In geometry, an orthocentric tetrahedron is a tetrahedron where all three pairs of opposite edges are perpendicular. It can also be known as the perpendicular tetrahedron. It is also known as an orthogonal tetrahedron since orthogonal means perpendicular. It was first studied by Simon Lhuilier in 1782, and got the name orthocentric tetrahedron by G. de Longchamps in 1890.

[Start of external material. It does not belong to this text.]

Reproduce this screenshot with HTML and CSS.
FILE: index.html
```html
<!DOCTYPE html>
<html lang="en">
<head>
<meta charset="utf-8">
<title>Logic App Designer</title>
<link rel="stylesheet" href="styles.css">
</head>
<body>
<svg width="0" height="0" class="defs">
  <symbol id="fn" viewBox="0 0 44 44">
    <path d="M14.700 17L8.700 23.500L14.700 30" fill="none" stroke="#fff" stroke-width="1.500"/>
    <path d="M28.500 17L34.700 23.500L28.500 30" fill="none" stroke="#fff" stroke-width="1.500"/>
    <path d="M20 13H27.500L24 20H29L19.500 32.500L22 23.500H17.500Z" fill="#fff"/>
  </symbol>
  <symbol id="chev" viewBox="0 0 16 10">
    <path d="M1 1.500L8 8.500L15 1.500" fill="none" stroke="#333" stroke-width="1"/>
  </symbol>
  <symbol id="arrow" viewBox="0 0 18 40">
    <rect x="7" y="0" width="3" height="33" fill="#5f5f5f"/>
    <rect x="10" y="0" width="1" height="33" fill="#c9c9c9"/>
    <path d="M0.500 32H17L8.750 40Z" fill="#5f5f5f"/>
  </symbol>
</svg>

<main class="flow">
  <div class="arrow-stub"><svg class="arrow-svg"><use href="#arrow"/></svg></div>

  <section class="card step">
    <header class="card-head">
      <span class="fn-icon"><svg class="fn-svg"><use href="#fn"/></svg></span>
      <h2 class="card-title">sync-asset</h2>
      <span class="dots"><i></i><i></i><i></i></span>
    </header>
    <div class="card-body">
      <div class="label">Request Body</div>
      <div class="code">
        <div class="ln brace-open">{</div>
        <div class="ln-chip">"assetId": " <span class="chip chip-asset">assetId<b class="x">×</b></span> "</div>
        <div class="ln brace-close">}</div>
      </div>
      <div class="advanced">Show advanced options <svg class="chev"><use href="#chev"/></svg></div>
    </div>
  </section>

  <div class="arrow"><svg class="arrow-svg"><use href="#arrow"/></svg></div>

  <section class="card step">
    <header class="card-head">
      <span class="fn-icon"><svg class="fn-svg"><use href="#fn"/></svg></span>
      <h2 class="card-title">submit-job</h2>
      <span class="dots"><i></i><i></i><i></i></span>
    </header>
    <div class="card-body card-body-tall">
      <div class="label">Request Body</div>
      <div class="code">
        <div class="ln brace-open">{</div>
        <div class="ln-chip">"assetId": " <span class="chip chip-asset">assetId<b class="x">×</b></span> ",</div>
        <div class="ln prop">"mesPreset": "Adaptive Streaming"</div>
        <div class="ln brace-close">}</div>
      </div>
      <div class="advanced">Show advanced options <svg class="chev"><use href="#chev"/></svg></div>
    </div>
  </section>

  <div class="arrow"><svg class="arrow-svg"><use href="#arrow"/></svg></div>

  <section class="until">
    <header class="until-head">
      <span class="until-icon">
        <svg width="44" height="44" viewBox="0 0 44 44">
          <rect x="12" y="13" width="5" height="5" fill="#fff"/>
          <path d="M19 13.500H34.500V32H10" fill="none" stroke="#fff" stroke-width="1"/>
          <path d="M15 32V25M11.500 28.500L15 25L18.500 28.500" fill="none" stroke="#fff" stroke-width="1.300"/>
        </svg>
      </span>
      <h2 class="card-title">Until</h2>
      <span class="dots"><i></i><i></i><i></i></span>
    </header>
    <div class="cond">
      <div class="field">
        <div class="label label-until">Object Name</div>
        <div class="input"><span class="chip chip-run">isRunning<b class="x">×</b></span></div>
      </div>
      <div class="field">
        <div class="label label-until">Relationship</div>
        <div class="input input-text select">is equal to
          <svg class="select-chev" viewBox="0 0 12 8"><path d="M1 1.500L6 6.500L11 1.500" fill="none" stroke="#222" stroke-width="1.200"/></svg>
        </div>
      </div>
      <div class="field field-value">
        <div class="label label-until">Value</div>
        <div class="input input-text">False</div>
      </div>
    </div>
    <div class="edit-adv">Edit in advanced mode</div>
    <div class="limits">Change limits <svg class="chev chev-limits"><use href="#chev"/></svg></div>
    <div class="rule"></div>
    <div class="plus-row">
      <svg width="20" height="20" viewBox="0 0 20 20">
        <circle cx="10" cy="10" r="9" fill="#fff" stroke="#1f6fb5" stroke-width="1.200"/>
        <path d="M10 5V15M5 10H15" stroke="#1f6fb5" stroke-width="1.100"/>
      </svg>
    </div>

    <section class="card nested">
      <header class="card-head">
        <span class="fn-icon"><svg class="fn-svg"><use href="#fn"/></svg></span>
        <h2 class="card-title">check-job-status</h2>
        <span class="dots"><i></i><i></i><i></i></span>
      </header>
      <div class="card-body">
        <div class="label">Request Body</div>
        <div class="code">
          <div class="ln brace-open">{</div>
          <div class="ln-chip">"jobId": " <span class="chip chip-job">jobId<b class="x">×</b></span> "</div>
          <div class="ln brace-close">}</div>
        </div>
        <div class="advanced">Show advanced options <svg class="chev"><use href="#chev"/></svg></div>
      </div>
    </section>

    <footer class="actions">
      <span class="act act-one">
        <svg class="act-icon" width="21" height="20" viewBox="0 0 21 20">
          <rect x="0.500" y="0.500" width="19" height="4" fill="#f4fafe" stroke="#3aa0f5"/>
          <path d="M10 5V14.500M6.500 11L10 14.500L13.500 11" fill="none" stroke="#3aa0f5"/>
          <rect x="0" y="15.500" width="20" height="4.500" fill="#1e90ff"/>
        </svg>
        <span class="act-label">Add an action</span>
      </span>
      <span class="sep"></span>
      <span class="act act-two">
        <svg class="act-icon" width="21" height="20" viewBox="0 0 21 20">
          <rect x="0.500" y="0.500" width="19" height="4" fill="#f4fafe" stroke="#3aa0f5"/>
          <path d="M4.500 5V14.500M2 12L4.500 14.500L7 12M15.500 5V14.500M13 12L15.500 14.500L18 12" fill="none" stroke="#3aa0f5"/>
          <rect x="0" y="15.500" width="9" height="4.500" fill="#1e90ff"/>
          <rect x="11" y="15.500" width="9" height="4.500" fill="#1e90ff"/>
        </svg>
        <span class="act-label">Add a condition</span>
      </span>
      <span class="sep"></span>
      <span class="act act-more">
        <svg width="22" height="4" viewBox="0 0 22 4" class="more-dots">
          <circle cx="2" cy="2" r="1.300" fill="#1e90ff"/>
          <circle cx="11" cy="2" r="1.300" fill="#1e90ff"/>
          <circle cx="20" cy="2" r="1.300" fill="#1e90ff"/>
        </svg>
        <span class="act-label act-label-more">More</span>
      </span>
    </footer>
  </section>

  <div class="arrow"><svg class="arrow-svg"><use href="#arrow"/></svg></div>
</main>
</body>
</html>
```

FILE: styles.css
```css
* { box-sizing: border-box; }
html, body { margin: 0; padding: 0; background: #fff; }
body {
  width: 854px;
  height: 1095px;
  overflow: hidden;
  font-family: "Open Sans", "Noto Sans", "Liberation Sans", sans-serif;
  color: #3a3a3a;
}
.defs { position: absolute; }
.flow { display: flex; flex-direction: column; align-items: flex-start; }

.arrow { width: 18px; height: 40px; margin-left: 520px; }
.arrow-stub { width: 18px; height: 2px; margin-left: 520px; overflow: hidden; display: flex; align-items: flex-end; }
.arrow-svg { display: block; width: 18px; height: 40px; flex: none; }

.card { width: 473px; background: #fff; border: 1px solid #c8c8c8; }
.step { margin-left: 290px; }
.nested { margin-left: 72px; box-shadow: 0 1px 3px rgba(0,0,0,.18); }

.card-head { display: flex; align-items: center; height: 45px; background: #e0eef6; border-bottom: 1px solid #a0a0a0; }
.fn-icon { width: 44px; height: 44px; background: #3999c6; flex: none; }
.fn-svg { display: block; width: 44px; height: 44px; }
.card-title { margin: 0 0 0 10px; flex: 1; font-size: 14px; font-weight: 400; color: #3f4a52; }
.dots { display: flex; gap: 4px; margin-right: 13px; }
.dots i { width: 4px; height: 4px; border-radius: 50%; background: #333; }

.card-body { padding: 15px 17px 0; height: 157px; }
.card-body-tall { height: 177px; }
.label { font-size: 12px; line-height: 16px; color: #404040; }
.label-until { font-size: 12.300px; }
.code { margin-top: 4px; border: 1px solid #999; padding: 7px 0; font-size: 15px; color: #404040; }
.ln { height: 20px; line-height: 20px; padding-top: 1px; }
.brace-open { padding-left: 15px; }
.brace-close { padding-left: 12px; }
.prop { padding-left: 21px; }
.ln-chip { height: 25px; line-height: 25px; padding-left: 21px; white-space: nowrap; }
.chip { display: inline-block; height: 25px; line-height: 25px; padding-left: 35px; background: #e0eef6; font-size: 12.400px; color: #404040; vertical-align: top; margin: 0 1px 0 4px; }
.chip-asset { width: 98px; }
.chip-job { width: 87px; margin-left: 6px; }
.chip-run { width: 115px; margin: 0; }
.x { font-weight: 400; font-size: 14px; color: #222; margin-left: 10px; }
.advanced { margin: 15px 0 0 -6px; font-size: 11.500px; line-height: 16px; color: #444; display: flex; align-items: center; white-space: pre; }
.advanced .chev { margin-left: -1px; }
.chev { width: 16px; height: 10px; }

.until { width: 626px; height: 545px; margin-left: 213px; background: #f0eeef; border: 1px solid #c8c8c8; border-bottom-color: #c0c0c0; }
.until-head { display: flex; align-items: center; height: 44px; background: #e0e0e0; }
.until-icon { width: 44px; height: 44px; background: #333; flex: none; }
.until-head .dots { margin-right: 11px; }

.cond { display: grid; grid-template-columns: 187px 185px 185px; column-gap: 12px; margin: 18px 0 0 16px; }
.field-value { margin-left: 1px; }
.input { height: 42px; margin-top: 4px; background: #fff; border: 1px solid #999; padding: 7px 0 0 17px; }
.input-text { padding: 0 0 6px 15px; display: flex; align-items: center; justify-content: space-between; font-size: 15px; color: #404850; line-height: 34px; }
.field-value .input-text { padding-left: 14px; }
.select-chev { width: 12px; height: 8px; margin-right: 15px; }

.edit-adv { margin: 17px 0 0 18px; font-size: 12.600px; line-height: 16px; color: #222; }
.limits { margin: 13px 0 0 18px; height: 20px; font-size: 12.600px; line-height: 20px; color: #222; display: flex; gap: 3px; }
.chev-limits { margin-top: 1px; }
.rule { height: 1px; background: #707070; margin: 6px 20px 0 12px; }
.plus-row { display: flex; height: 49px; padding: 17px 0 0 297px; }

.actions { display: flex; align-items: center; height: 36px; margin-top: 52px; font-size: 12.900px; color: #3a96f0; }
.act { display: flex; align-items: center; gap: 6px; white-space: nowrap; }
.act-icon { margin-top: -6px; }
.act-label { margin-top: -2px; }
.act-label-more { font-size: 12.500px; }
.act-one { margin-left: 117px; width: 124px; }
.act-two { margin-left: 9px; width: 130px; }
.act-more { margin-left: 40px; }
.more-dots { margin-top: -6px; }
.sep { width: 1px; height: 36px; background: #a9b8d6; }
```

In an orthocentric tetrahedron the four altitudes are concurrent. This common point is called the tetrahedron orthocenter (a generalization of the orthocenter of a triangle). It has the property that it is the symmetric point of the center of the circumscribed sphere with respect to the centroid. Hence the orthocenter coincides with the Monge point of the tetrahedron.

==Characterizations==
All tetrahedra can be inscribed in a parallelepiped. A tetrahedron is orthocentric if and only if its circumscribed parallelepiped is a rhombohedron. Indeed, in any tetrahedron, a pair of opposite edges is perpendicular if and only if the corresponding faces of the circumscribed parallelepiped are rhombi. If four faces of a parallelepiped are rhombi, then all edges have equal lengths and all six faces are rhombi; it follows that if two pairs of opposite edges in a tetrahedron are perpendicular, then so is the third pair, and the tetrahedron is orthocentric.

A tetrahedron ABCD is orthocentric if and only if the sum of the squares of opposite edges is the same for the three pairs of opposite edges:

$\overline{AB}^2 + \overline{CD}^2 = \overline{AC}^2 + \overline{BD}^2 = \overline{AD}^2 + \overline{BC}^2.$

Another necessary and sufficient condition for a tetrahedron to be orthocentric is that its three bimedians have equal length.

==Volume==
The characterization regarding the edges implies that if only four of the six edges of an orthocentric tetrahedron are known, the remaining two can be calculated as long as they are not opposite to each other. Therefore the volume of an orthocentric tetrahedron can be expressed in terms of four edges a, b, c, d. The formula is

$V=\frac{1}{6}\sqrt{4(c^2+d^2)s(s-a)(s-b)(s-c)-a^2b^2c^2}$

where c and d are opposite edges, and $s=\tfrac{1}{2}(a+b+c)$.